Weil sie sich nicht direkt beobachten lässt, regt die geheimnisumwobene Mondrückseite die Fantasie an. Jeder Mensch ist ein Mond und hat eine dunkle Seite, die er nie jemandem zeigt, schrieb der amerikanische Schriftsteller Mark Twain. "The Dark Side of the Moon" heißt das erfolgreichste Album der britischen Band Pink Floyd. Es hinterfragt, was sensible Menschen in den Wahnsinn treiben kann. Erste Fakten lieferte Ende 1959 die russische Mondsonde Lunik 3. Ihre Funkbilder erfassten 70 Prozent der erdabgewandten Seite, die eine unerwartete Ansicht bot. Auf diesen ersten Bildern sticht eine dunkle Tiefebene namens Mare Moskwa ins Auge - der Rest erscheint quasi getupft. Anders als auf der Vorderseite sind die dunklen, von erstarrter Lava bedeckten Tiefebenen klein und zahlreich, machen aber nur wenige Prozent der Oberfläche aus. Daher hat die Rückseite allgemein ein höheres Rückstrahlvermögen. Neben weniger Mondmeeren und großen Einschläge gibt es auch weniger Mondgebirge und -rillen.

Der Aitken-Krater hat einen Durchmesser von 138 Kilometern und liegt am Rande des Südpol-Aitken-Beckens. Zu den Herausforderungen bei der Landung zählt die Tatsache, dass das Gelände auf der Rückseite weniger flach als jenes auf der Vorderseite ist.
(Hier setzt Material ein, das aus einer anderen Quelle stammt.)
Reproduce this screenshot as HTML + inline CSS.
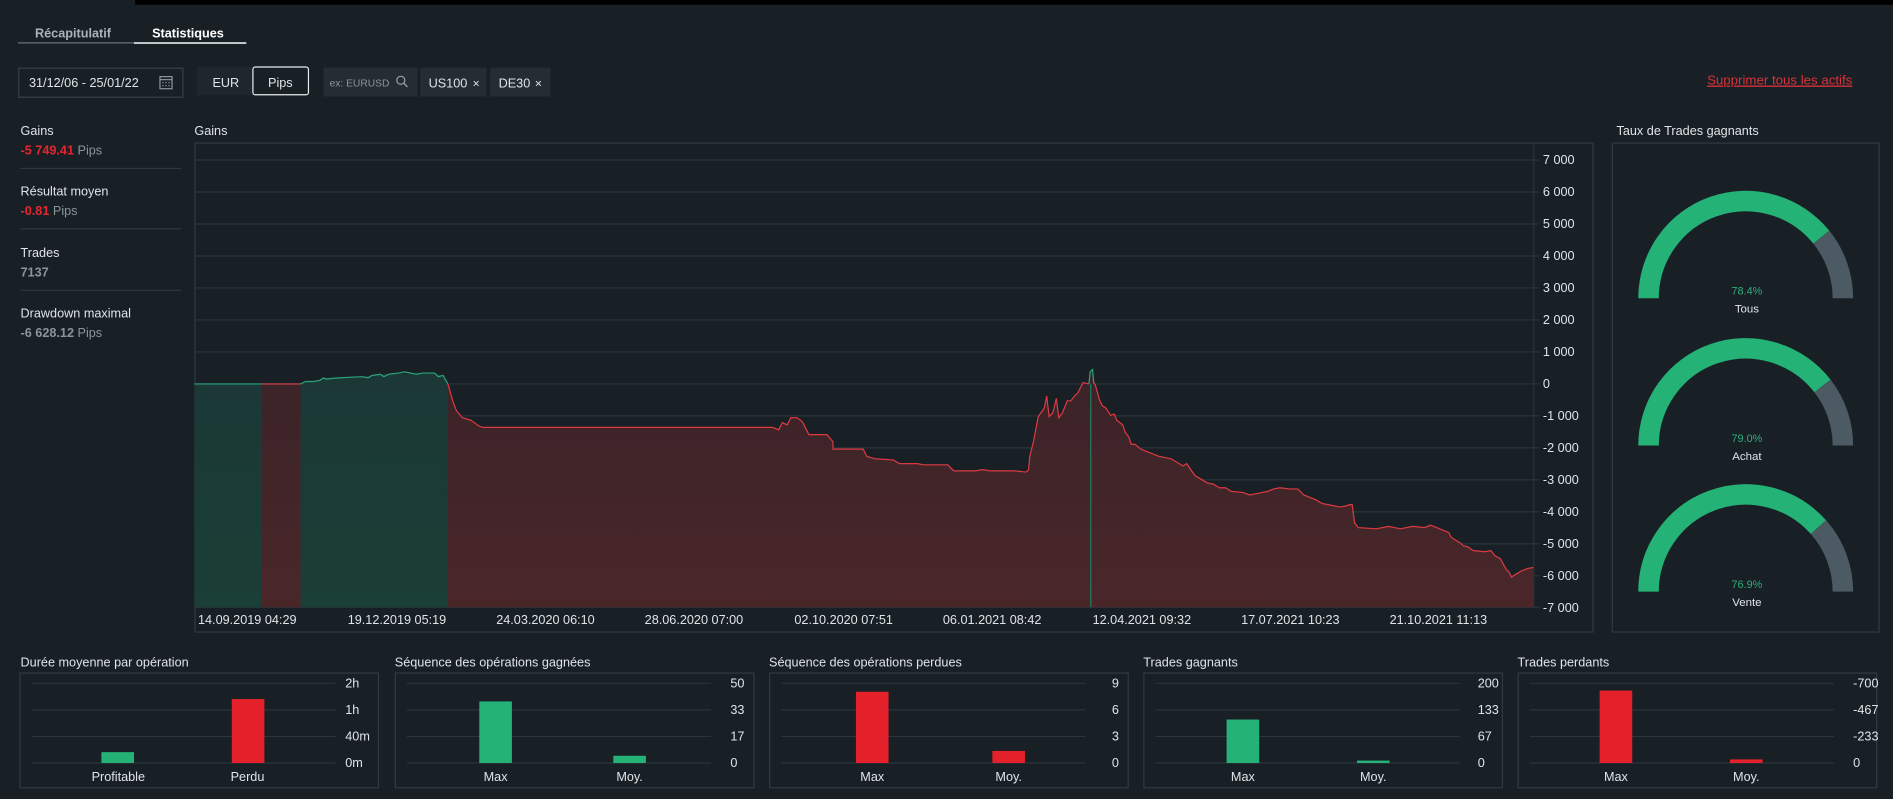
<!DOCTYPE html>
<html><head><meta charset="utf-8"><style>
html,body{margin:0;padding:0;background:#182026;width:1893px;height:799px;overflow:hidden}
svg{display:block}
text{font-family:"Liberation Sans",sans-serif;fill:#dfe4e8;font-size:10.5px}
.g{fill:#8a949b}.r{fill:#e3262f}.ax{font-size:10.5px}
</style></head><body>
<svg width="1893" height="799" viewBox="0 0 1568 661.8" xmlns="http://www.w3.org/2000/svg">
<defs>
<linearGradient id="rf" x1="0" y1="0" x2="0" y2="1"><stop offset="0" stop-color="#3a2429"/><stop offset="1" stop-color="#4a2629"/></linearGradient>
<linearGradient id="gf" x1="0" y1="0" x2="0" y2="1"><stop offset="0" stop-color="#1b3836"/><stop offset="1" stop-color="#1a3f36"/></linearGradient>
</defs>
<rect width="1568" height="662" fill="#182026"/>
<rect x="112" y="0" width="1456" height="4" fill="#000"/>
<text x="29" y="31" class="g" style="font-weight:bold;font-size:10.5px;fill:#aab3b9">Récapitulatif</text>
<text x="126" y="31" style="font-weight:bold;font-size:10.5px;fill:#fff">Statistiques</text>
<rect x="15" y="35" width="189" height="1" fill="#6a757c"/>
<rect x="111" y="35" width="93" height="1.3" fill="#e8ecef"/>
<rect x="15.5" y="56.5" width="136" height="24" fill="none" stroke="#364149"/>
<text x="24" y="72" style="font-size:10.5px">31/12/06 - 25/01/22</text>
<g stroke="#9aa3a9" fill="none" stroke-width="0.9"><rect x="132.5" y="63.5" width="10" height="10"/><line x1="132.5" y1="66" x2="142.5" y2="66"/></g>
<g fill="#9aa3a9"><rect x="134.5" y="68" width="1" height="1"/><rect x="137" y="68" width="1" height="1"/><rect x="139.5" y="68" width="1" height="1"/><rect x="134.5" y="70.5" width="1" height="1"/><rect x="137" y="70.5" width="1" height="1"/><rect x="139.5" y="70.5" width="1" height="1"/></g>
<rect x="163" y="55" width="47" height="24" fill="#1e272d"/>
<text x="176" y="72">EUR</text>
<rect x="209.5" y="55.5" width="46" height="23" rx="2" fill="#182026" stroke="#e6eaec"/>
<text x="222" y="72">Pips</text>
<rect x="268" y="56" width="78" height="24" fill="#242d33"/>
<text x="273" y="71.5" class="g" style="font-size:8.5px">ex: EURUSD</text>
<circle cx="332" cy="66.5" r="3.3" fill="none" stroke="#9aa3a9" stroke-width="1"/><line x1="334.5" y1="69" x2="337.5" y2="72" stroke="#9aa3a9" stroke-width="1.1"/>
<rect x="348" y="56" width="55" height="24" fill="#242d33"/>
<text x="355" y="72.5">US100</text><text x="391.5" y="72.5" style="font-size:10px">×</text>
<rect x="406" y="56" width="50" height="24" fill="#242d33"/>
<text x="413" y="72.5">DE30</text><text x="443" y="72.5" style="font-size:10px">×</text>
<text x="1414" y="70" style="fill:#d8333a;text-decoration:underline;font-size:11px">Supprimer tous les actifs</text>
<text x="17" y="112">Gains</text>
<text x="17" y="128"><tspan class="r" style="font-weight:bold">-5 749.41</tspan><tspan class="g"> Pips</tspan></text>
<rect x="17" y="139" width="133" height="1" fill="#2d383f"/>
<text x="17" y="162">Résultat moyen</text>
<text x="17" y="178"><tspan class="r" style="font-weight:bold">-0.81</tspan><tspan class="g"> Pips</tspan></text>
<rect x="17" y="189" width="133" height="1" fill="#2d383f"/>
<text x="17" y="213">Trades</text>
<text x="17" y="229" class="g" style="font-weight:bold">7137</text>
<rect x="17" y="240" width="133" height="1" fill="#2d383f"/>
<text x="17" y="263">Drawdown maximal</text>
<text x="17" y="279" class="g"><tspan style="font-weight:bold">-6 628.12</tspan> Pips</text>
<text x="161" y="112">Gains</text>
<rect x="161.5" y="118.5" width="1158" height="405" fill="none" stroke="#2e3a41"/>
<g stroke="#2c3840" stroke-width="0.8">
<line x1="162" y1="132.5" x2="1275" y2="132.5"/><line x1="162" y1="159" x2="1275" y2="159"/><line x1="162" y1="185.5" x2="1275" y2="185.5"/><line x1="162" y1="212" x2="1275" y2="212"/><line x1="162" y1="238.5" x2="1275" y2="238.5"/><line x1="162" y1="265" x2="1275" y2="265"/><line x1="162" y1="291.5" x2="1275" y2="291.5"/><line x1="162" y1="318" x2="1275" y2="318"/><line x1="162" y1="344.5" x2="1275" y2="344.5"/><line x1="162" y1="371" x2="1275" y2="371"/><line x1="162" y1="397.5" x2="1275" y2="397.5"/><line x1="162" y1="424" x2="1275" y2="424"/><line x1="162" y1="450.5" x2="1275" y2="450.5"/><line x1="162" y1="477" x2="1275" y2="477"/><line x1="162" y1="503" x2="1275" y2="503"/>
<line x1="1270.5" y1="119" x2="1270.5" y2="503"/>
</g>
<polygon fill="url(#rf)" points="161,318 372,318 375,332 378,340 383,346 390,348 397,353 400,354 640,354 645,356 648,350 652,352 655,346 660,346 663,348 665,350 668,356 670,360 685,360 690,366 690,372 715,372 718,378 725,380 740,381 745,384 760,384 765,385 785,385 790,390 808,390 814,389 820,390 840,390 850,391 852,389 853,378 856,366 860,345 865,338 867,328 869,345 872,342 875,330 877,346 880,342 884,332 887,332 890,328 893,325 897,317 902,318 903,308 905,306 907,318 909,325 911,332 913,336 916,338 920,344 923,343 925,348 930,352 932,358 935,362 937,368 940,368 945,372 950,374 955,376 960,378 965,379 970,380 975,383 980,386 983,384 987,390 990,394 995,397 1000,400 1005,401 1010,404 1015,404 1020,407 1030,408 1035,410 1040,409 1045,408 1050,407 1055,405 1060,404 1068,405 1075,405 1080,410 1090,414 1095,417 1100,418 1110,420 1115,419 1118,418 1120,418 1122,433 1125,437 1140,438 1150,436 1160,438 1170,436 1180,437 1185,435 1190,437 1195,439 1200,441 1202,445 1205,447 1210,450 1212,452 1216,453 1220,456 1230,457 1235,456 1238,460 1243,463 1245,467 1248,472 1250,474 1252,478 1255,476 1260,473 1265,471 1270,470 1270,503 161,503"/>
<rect x="161" y="318" width="56" height="185" fill="url(#gf)"/>
<polygon fill="url(#gf)" points="249,318 253,316 265,315 268,313 300,312 315,310 330,309 345,310 360,309 367,311 371,318 371,503 249,503"/>
<polyline fill="none" stroke="#2aa37a" stroke-width="1" points="161,318 217,318"/>
<polyline fill="none" stroke="#d7434a" stroke-width="1" points="217,318 249,318"/>
<polyline fill="none" stroke="#2aa37a" stroke-width="1" points="249,318 253,316 260,316 265,315 268,313 270,314 280,313 300,312 305,313 308,311 315,310 318,312 322,310 330,309 335,308 345,310 350,309 360,309 363,312 367,311 371,318"/>
<polyline fill="none" stroke="#dc3a41" stroke-width="1" points="371,318 375,332 378,340 383,346 390,348 397,353 400,354 640,354 645,356 648,350 652,352 655,346 660,346 663,348 665,350 668,356 670,360 685,360 690,366 690,372 715,372 718,378 725,380 740,381 745,384 760,384 765,385 785,385 790,390 808,390 814,389 820,390 840,390 850,391 852,389 853,378 856,366 860,345 865,338 867,328 869,345 872,342 875,330 877,346 880,342 884,332 887,332 890,328 893,325 897,317 902,318"/>
<polyline fill="none" stroke="#2aa37a" stroke-width="1" points="902,318 903,308 905,306 906,318"/>
<line x1="903.5" y1="318" x2="903.5" y2="503" stroke="#1f7f62" stroke-width="1"/>
<polyline fill="none" stroke="#dc3a41" stroke-width="1" points="906,318 907,318 909,325 911,332 913,336 916,338 920,344 923,343 925,348 930,352 932,358 935,362 937,368 940,368 945,372 950,374 955,376 960,378 965,379 970,380 975,383 980,386 983,384 987,390 990,394 995,397 1000,400 1005,401 1010,404 1015,404 1020,407 1030,408 1035,410 1040,409 1045,408 1050,407 1055,405 1060,404 1068,405 1075,405 1080,410 1090,414 1095,417 1100,418 1110,420 1115,419 1118,418 1120,418 1122,433 1125,437 1140,438 1150,436 1160,438 1170,436 1180,437 1185,435 1190,437 1195,439 1200,441 1202,445 1205,447 1210,450 1212,452 1216,453 1220,456 1230,457 1235,456 1238,460 1243,463 1245,467 1248,472 1250,474 1252,478 1255,476 1260,473 1265,471 1270,470"/>
<g class="ax" style="font-size:10px">
<text x="1278" y="136">7 000</text><text x="1278" y="162.5">6 000</text><text x="1278" y="189">5 000</text><text x="1278" y="215.5">4 000</text><text x="1278" y="242">3 000</text><text x="1278" y="268.5">2 000</text><text x="1278" y="295">1 000</text><text x="1278" y="321.5">0</text><text x="1278" y="348">-1 000</text><text x="1278" y="374.5">-2 000</text><text x="1278" y="401">-3 000</text><text x="1278" y="427.5">-4 000</text><text x="1278" y="454">-5 000</text><text x="1278" y="480.5">-6 000</text><text x="1278" y="507">-7 000</text>
<text x="164" y="517">14.09.2019 04:29</text><text x="288" y="517">19.12.2019 05:19</text><text x="411" y="517">24.03.2020 06:10</text><text x="534" y="517">28.06.2020 07:00</text><text x="658" y="517">02.10.2020 07:51</text><text x="781" y="517">06.01.2021 08:42</text><text x="905" y="517">12.04.2021 09:32</text><text x="1028" y="517">17.07.2021 10:23</text><text x="1151" y="517">21.10.2021 11:13</text>
</g>
<text x="1339" y="112">Taux de Trades gagnants</text>
<rect x="1335.5" y="118.5" width="221" height="405" fill="none" stroke="#2e3a41"/>
<g fill="none" stroke-width="17">
<path d="M1365.5 247 A80.5 80.5 0 0 1 1508.6 196.4" stroke="#25b277"/><path d="M1508.6 196.4 A80.5 80.5 0 0 1 1526.5 247" stroke="#4b5a63"/>
<path d="M1365.5 369 A80.5 80.5 0 0 1 1509.6 319.7" stroke="#25b277"/><path d="M1509.6 319.7 A80.5 80.5 0 0 1 1526.5 369" stroke="#4b5a63"/>
<path d="M1365.5 490 A80.5 80.5 0 0 1 1506.2 436.6" stroke="#25b277"/><path d="M1506.2 436.6 A80.5 80.5 0 0 1 1526.5 490" stroke="#4b5a63"/>
</g>
<g text-anchor="middle">
<text x="1447" y="244" style="fill:#2fae7a;font-size:9px">78.4%</text><text x="1447" y="259" style="font-size:9.5px">Tous</text>
<text x="1447" y="366" style="fill:#2fae7a;font-size:9px">79.0%</text><text x="1447" y="381" style="font-size:9.5px">Achat</text>
<text x="1447" y="487" style="fill:#2fae7a;font-size:9px">76.9%</text><text x="1447" y="502" style="font-size:9.5px">Vente</text>
</g>
<g transform="translate(16,0)">
<text x="1" y="552">Durée moyenne par opération</text>
<rect x="0.5" y="557.5" width="297" height="95" fill="none" stroke="#2e3a41"/>
<g stroke="#2c3840" stroke-width="0.8"><line x1="10" y1="566" x2="262" y2="566"/><line x1="10" y1="588" x2="262" y2="588"/><line x1="10" y1="610" x2="262" y2="610"/><line x1="10" y1="632" x2="262" y2="632"/></g>
<rect x="68" y="623" width="27" height="9" fill="#25b277"/><rect x="176" y="579" width="27" height="53" fill="#e4202a"/>
<g style="font-size:10px"><text x="270" y="569.5">2h</text><text x="270" y="591.5">1h</text><text x="270" y="613.5">40m</text><text x="270" y="635.5">0m</text></g>
<g text-anchor="middle"><text x="82" y="647">Profitable</text><text x="189" y="647">Perdu</text></g>
</g>
<g transform="translate(327,0)">
<text x="0" y="552">Séquence des opérations gagnées</text>
<rect x="0.5" y="557.5" width="297" height="95" fill="none" stroke="#2e3a41"/>
<g stroke="#2c3840" stroke-width="0.8"><line x1="10" y1="566" x2="262" y2="566"/><line x1="10" y1="588" x2="262" y2="588"/><line x1="10" y1="610" x2="262" y2="610"/><line x1="10" y1="632" x2="262" y2="632"/></g>
<rect x="70" y="581" width="27" height="51" fill="#25b277"/><rect x="181" y="626" width="27" height="6" fill="#25b277"/>
<g style="font-size:10px"><text x="278" y="569.5">50</text><text x="278" y="591.5">33</text><text x="278" y="613.5">17</text><text x="278" y="635.5">0</text></g>
<g text-anchor="middle"><text x="83.5" y="647">Max</text><text x="194.5" y="647">Moy.</text></g>
</g>
<g transform="translate(637,0)">
<text x="0" y="552">Séquence des opérations perdues</text>
<rect x="0.5" y="557.5" width="297" height="95" fill="none" stroke="#2e3a41"/>
<g stroke="#2c3840" stroke-width="0.8"><line x1="10" y1="566" x2="262" y2="566"/><line x1="10" y1="588" x2="262" y2="588"/><line x1="10" y1="610" x2="262" y2="610"/><line x1="10" y1="632" x2="262" y2="632"/></g>
<rect x="72" y="573" width="27" height="59" fill="#e4202a"/><rect x="185" y="622" width="27" height="10" fill="#e4202a"/>
<g style="font-size:10px"><text x="284" y="569.5">9</text><text x="284" y="591.5">6</text><text x="284" y="613.5">3</text><text x="284" y="635.5">0</text></g>
<g text-anchor="middle"><text x="85.5" y="647">Max</text><text x="198.5" y="647">Moy.</text></g>
</g>
<g transform="translate(947,0)">
<text x="0" y="552">Trades gagnants</text>
<rect x="0.5" y="557.5" width="297" height="95" fill="none" stroke="#2e3a41"/>
<g stroke="#2c3840" stroke-width="0.8"><line x1="10" y1="566" x2="262" y2="566"/><line x1="10" y1="588" x2="262" y2="588"/><line x1="10" y1="610" x2="262" y2="610"/><line x1="10" y1="632" x2="262" y2="632"/></g>
<rect x="69" y="596" width="27" height="36" fill="#25b277"/><rect x="177" y="630" width="27" height="2" fill="#25b277"/>
<g style="font-size:10px"><text x="277" y="569.5">200</text><text x="277" y="591.5">133</text><text x="277" y="613.5">67</text><text x="277" y="635.5">0</text></g>
<g text-anchor="middle"><text x="82.5" y="647">Max</text><text x="190.5" y="647">Moy.</text></g>
</g>
<g transform="translate(1257,0)">
<text x="0" y="552">Trades perdants</text>
<rect x="0.5" y="557.5" width="297" height="95" fill="none" stroke="#2e3a41"/>
<g stroke="#2c3840" stroke-width="0.8"><line x1="10" y1="566" x2="262" y2="566"/><line x1="10" y1="588" x2="262" y2="588"/><line x1="10" y1="610" x2="262" y2="610"/><line x1="10" y1="632" x2="262" y2="632"/></g>
<rect x="68" y="572" width="27" height="60" fill="#e4202a"/><rect x="176" y="629" width="27" height="3" fill="#e4202a"/>
<g style="font-size:10px"><text x="278" y="569.5">-700</text><text x="278" y="591.5">-467</text><text x="278" y="613.5">-233</text><text x="278" y="635.5">0</text></g>
<g text-anchor="middle"><text x="81.5" y="647">Max</text><text x="189.5" y="647">Moy.</text></g>
</g>
</svg>
</body></html>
Da die Mondrückseite frei ist von irdischem Störlicht und Funkverkehr, wäre sie ein idealer Ort für besonders empfindliche astronomische Messungen. Der Nachteil ist die Kommunikation zur Erde, da keine direkte Funkverbindung zur Rückseite des Mondes aufgebaut werden kann. Dieses Problem versucht China mit einem Übertragungssatelliten zu lösen, der eigens in die Umlaufbahn des Mondes geschickt wurde. "Der gesamte Prozess ist ziemlich kompliziert und es wird viele Risiken geben", sagte Yu Guobin, ein Sprecher des Raumfahrtprogramms, im Staatsfernsehen.

Nach der Ankunft soll ein Roboterfahrzeug Boden und Strukturen um den Landeort untersuchen. Es ist mit einer Panoramakamera und Messgeräten ausgestattet. Schon im kommenden Jahr könnte eine Folgemission, "Chang’e 5", Mondgestein zur Erde bringen.